And further on, Buddhaghosa also refers to sati in the sense of a specific meditation practice:

Mindfulness of breathing should be developed for the purpose of eliminating the conceit ‘I am.’

So here we have a several different meanings or connotations of the same word in the same work, and when reading the first passage we notice that there are a number of other words or terms that seem to be interchangeable, having essentially the same meaning. We might wonder how does mindfulness differ from full-awareness? How is sata related to sati? This I think points to the difficulty of trying to parse the English words we use for Buddhist terms. Bhikkhu Nanamoli, in his introduction to “The Path of Purification,” describes at length the linguistic, epistemological, and even psychological problems of translation, noting for instance, that the single English word “desire” has been used “as a translation of sixteen distinct Pali words.”

In my opinion, playing semantics with Asian Buddhist terms and the various English words we use as translations is like stepping into a muddy swamp. If you can avoid it, you’re much better off.

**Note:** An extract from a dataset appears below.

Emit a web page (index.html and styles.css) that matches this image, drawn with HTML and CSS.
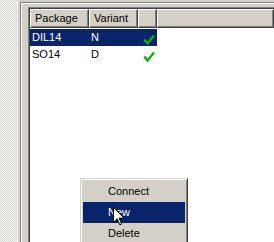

Yet, some folks just can’t seem to help themselves. Believe it or not, “mindfulness” is a rather controversial word in Buddhism these days. It seems some people object to mindfulness. They say it’s been over-used, it’s just a buzz-word, a cliché, that it points to a watered-down form of Buddhist practice, it’s nothing more than a balm, an elixir, a feel-good term. What is never entirely clear to me is whether these critics merely object to the word or if they also object to the practice, or both.

I don’t have a problem with such criticism because they are attacking a sacred cow – I think I’ve said before there are no sacred cows on this blog – but rather, I feel it is just nit-picking which doesn’t really contribute much. Certainly, there are some who overuse and abuse the term, and in the hands of a few of them, “mindfulness” has become a marketing strategy. But I think they are in the minority overall, and as the old adage goes, a few rotten apples does not spoil the whole bunch.

Mindfulness is just a word, a sign. Other words like awareness, attentiveness, or thoughtfulness work, but perhaps not as well. Not to mention that there’s probably someone, somewhere who’d have an objection to any word that became the standard.

The most common use of “mindfulness” is in reference to the meditation practice taught by the Buddha. I believe I am correct in saying that the instructions attributed to the Buddha about this practice are the first meditation instructions recorded in history. We find them in the Anapanasati Sutra or the “Discourse on Mindfulness of Breathing.”

I often like to quote Thich Nhat Hanh: “We do not need to search for anything more. We only need to practice the simple exercises proposed by the Buddha . . .” I think this is true to some extent. While there are many other forms of Buddhist meditation, this is the foundation, the starting point. No matter what else I do, I always return to “mindfulness” at some point. I try to remember the maxim of one on my teachers, “Always go back to the basics.”

But the real heart of mindfulness, in all its different senses, is found in daily life. We want to learn to do things with better attention and focus, teach ourselves how to avoid the bad habit of doing one thing while thinking of something else. By merely practicing anapanasati, we can become more observant, and learn how not to taint what we observe with judgments, preferences, or prejudices. We train ourselves to stay calm in situations that tend to provoke irritation or anger. We learn how to deal more effectively with our problems, worries and anxieties. The list goes on and on.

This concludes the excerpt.